The Hidden Costs of Capping Emissions

  • On: 12/29/2008 12:01:48
  • In: Energy Crisis, Global Warming Fraud, and the Environment
  • By Robert Romano

    “Suddenly it has become rather less appealing that we should divert trillions of dollars, pounds and euros into the fantasy that we could reduce emissions of carbon dioxide by 80 per cent. All those grandiose projects for ‘emissions trading’, ‘carbon capture’, building tens of thousands more useless wind turbines, switching vast areas of farmland from producing food to ‘biofuels’ are being exposed as no more than enormously damaging and futile gestures, costing astronomic sums we no longer possess.”—By Christopher Booker, “2008 was the year man-made global warming was disproved,” December 29th, 2008.

    If 2008 was the year global warming was disproved, 2009 may be the year that the agenda of radical environmentalism is laid to waste.

    As ALG News has reported, the scientific “consensus” around man-made global warming has unraveled like an old ribbon. And now, the economic “consensus” around it may be starting to unwind as well.

    With the economy in a clear downturn, the people are questioning the costs of going green. Suddenly it is not so fashionable to save the planet. It may become more important to restore economic growth than to strangle energy output.

    It’s simple, really. If financial capital was the lifeblood of the economy, energy is its food. And without it, or if it costs too much, nations the world over would be unable to sustain their peoples. The American people were given a powerful lesson on what energy price shocks can feel like this past summer, and they will not be eager to pay that price again.

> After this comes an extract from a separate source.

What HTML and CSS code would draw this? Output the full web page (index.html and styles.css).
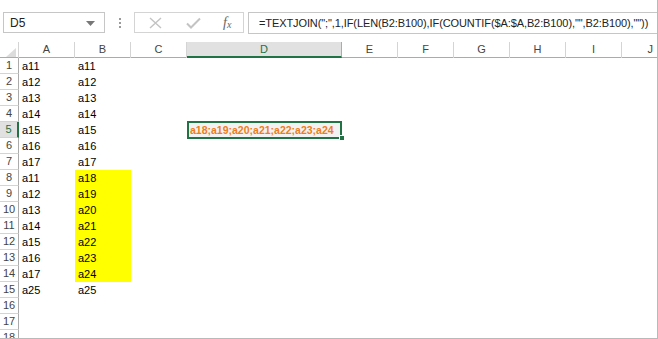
FILE: index.html
```html
<!DOCTYPE html>
<html>
<head>
<meta charset="utf-8">
<link rel="stylesheet" href="styles.css">
</head>
<body>
<div class="app">
  <div class="fbar">
    <div class="namebox"><span>D5</span><svg class="dd" width="9" height="5" viewBox="0 0 9 5"><path d="M0 0H9L4.5 5Z" fill="#777"/></svg></div>
    <div class="dots"><i></i><i></i><i></i></div>
    <div class="btns">
      <svg class="ic" width="13" height="12" viewBox="0 0 13 12"><path d="M1 1L12 11M12 1L1 11" stroke="#c3c3c3" stroke-width="1.4" fill="none"/></svg>
      <svg class="ic" width="15" height="12" viewBox="0 0 15 12"><path d="M1 6.5L5 10.5L14 1.5" stroke="#c3c3c3" stroke-width="2" fill="none"/></svg>
      <span class="fx">f<sub>x</sub></span>
    </div>
    <div class="formula">=TEXTJOIN(";",1,IF(LEN(B2:B100),IF(COUNTIF($A:$A,B2:B100),"",B2:B100),""))</div>
  </div>
  <div class="sheet">
    <div class="hrow">
      <div class="corner"><svg width="10" height="9" viewBox="0 0 10 9"><path d="M10 0V9H0Z" fill="#dcdcdc"/></svg></div>
      <div class="ch">A</div><div class="ch">B</div><div class="ch">C</div><div class="ch sel">D</div><div class="ch">E</div><div class="ch">F</div><div class="ch">G</div><div class="ch">H</div><div class="ch">I</div><div class="ch last">J</div>
    </div>
    <div class="row"><div class="rh">1</div><div class="c">a11</div><div class="c">a11</div></div>
    <div class="row"><div class="rh">2</div><div class="c">a12</div><div class="c">a12</div></div>
    <div class="row"><div class="rh">3</div><div class="c">a13</div><div class="c">a13</div></div>
    <div class="row"><div class="rh">4</div><div class="c">a14</div><div class="c">a14</div></div>
    <div class="row"><div class="rh sel">5</div><div class="c">a15</div><div class="c">a15</div><div class="c"></div><div class="c d5"><span class="res">a18;a19;a20;a21;a22;a23;a24</span><div class="selbox"></div><div class="handle"></div></div></div>
    <div class="row"><div class="rh">6</div><div class="c">a16</div><div class="c">a16</div></div>
    <div class="row"><div class="rh">7</div><div class="c">a17</div><div class="c">a17</div></div>
    <div class="row"><div class="rh">8</div><div class="c">a11</div><div class="c y">a18</div></div>
    <div class="row"><div class="rh">9</div><div class="c">a12</div><div class="c y">a19</div></div>
    <div class="row"><div class="rh">10</div><div class="c">a13</div><div class="c y">a20</div></div>
    <div class="row"><div class="rh">11</div><div class="c">a14</div><div class="c y">a21</div></div>
    <div class="row"><div class="rh">12</div><div class="c">a15</div><div class="c y">a22</div></div>
    <div class="row"><div class="rh">13</div><div class="c">a16</div><div class="c y">a23</div></div>
    <div class="row"><div class="rh">14</div><div class="c">a17</div><div class="c y">a24</div></div>
    <div class="row"><div class="rh">15</div><div class="c">a25</div><div class="c">a25</div></div>
    <div class="row"><div class="rh">16</div></div>
    <div class="row"><div class="rh">17</div></div>
    <div class="row"><div class="rh">18</div></div>
  </div>
</div>
</body>
</html>
```

FILE: styles.css
```css
* { box-sizing: border-box; }
html, body { margin: 0; padding: 0; background: #fff; }
body { font-family: "Liberation Sans", Arial, sans-serif; font-size: 11px; color: #000; }
.app {
  width: 658px; height: 339px; overflow: hidden;
  border-right: 1px solid #b9b9b9; border-bottom: 1px solid #b9b9b9;
  background: #fff;
}
.fbar {
  height: 42px; display: flex; align-items: flex-start; padding-top: 12px;
}
.namebox {
  margin-left: 3px; width: 102px; height: 21px; border: 1px solid #c6c6c6;
  display: flex; align-items: center; justify-content: space-between;
  padding: 0 9px 0 6px; font-size: 12px; color: #222;
}
.dd { margin-top: 1px; }
.dots { width: 29px; height: 21px; display: flex; flex-direction: column; align-items: center; justify-content: center; gap: 2px; }
.dots i { width: 2px; height: 2px; background: #9a9a9a; display: block; }
.btns {
  width: 110px; height: 21px; border: 1px solid #d4d4d4;
  display: flex; align-items: center; padding-left: 14px;
}
.btns .ic:nth-child(2) { margin-left: 24px; }
.fx { margin-left: 22px; font-family: "Liberation Serif", serif; font-style: italic; font-size: 14px; color: #666; line-height: 1; }
.fx sub { font-size: 10px; vertical-align: -1px; }
.formula {
  margin-left: 4px; flex: 1; height: 22px; border: 1px solid #c6c6c6; border-right: none;
  padding: 0 0 0 10px; display: flex; align-items: center; white-space: nowrap; font-size: 11px; color: #222;
  letter-spacing: -0.1px;
}
.hrow, .row {
  display: grid;
  grid-template-columns: 19px 56px 56px 56px 155px 56px 56px 56px 56px 56px 1fr;
}
.hrow { height: 16px; border-bottom: 1px solid #ababab; }
.corner { border-right: 1px solid #d4d4d4; display: flex; align-items: flex-end; justify-content: flex-end; padding: 0 2px 1px 0; }
.ch {
  border-right: 1px solid #d4d4d4; text-align: center; color: #444; font-size: 11px; line-height: 15px;
}
.ch.sel { background: #e1e1e1; border-bottom: 2px solid #217346; color: #217346; line-height: 14px; border-right-color: #ababab; }
.ch.last { border-right: none; text-align: right; padding-right: 4px; }
.row { height: 16px; }
.rh {
  border-right: 1px solid #ababab; border-bottom: 1px solid #d4d4d4;
  text-align: center; color: #444; line-height: 15px; font-size: 11px;
}
.rh.sel { background: #e1e1e1; border-right: 2px solid #217346; color: #217346; }
.c { padding-left: 3px; line-height: 16px; white-space: nowrap; }
.c.y { background: #ffff00; }
.d5 { position: relative; background: #f2f2f2; }
.res { color: #f07d19; font-weight: bold; font-size: 10.5px; }
.selbox { position: absolute; left: 0; top: -1px; right: 0; bottom: -1px; border: 2px solid #217346; }
.handle { position: absolute; right: -3px; bottom: -3px; width: 6px; height: 6px; background: #217346; border: 1px solid #fff; }
```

    By constraining the use not for conservation but out of ideological imperative, the economic consequences are negative: an additional price is attached to the use of energy. That additional cost is not the product of a supply shortage, but of regulation that constrains the use of that supply.

    And it is a cost that the economy simply cannot afford right now.

    Carbon cap-and-trade, or other like restrictions on emissions, could cost the global economy trillions in excessive taxes, increased prices and restrictions. These costs are deliberate, the product of a policy that is designed to change people’s behavior to use less carbon-based energy.

    That is the basic argument in favor of reducing carbon emissions: By increasing costs, the consumer will only be able to consume less.

    But it’s more like a dirty secret that advocates of reducing carbon emissions do not wish to be emphasized. And it is one that opponents of capping carbon emissions who wish to save the energy industries must point out: The costs of wasting precious capital in the midst of a global economic meltdown are unbearable.

    In the end, there is a cap on how much the greens will be able to accomplish, and that will be directly proportional to how well the opponents of radical environmentalism capitalize upon the fissures in the scientific “consensus” on “man-made” climate change, and how well they promote the true costs of capping carbon emissions to the American people.

    Robert Romano is the Editor of ALG News Bureau.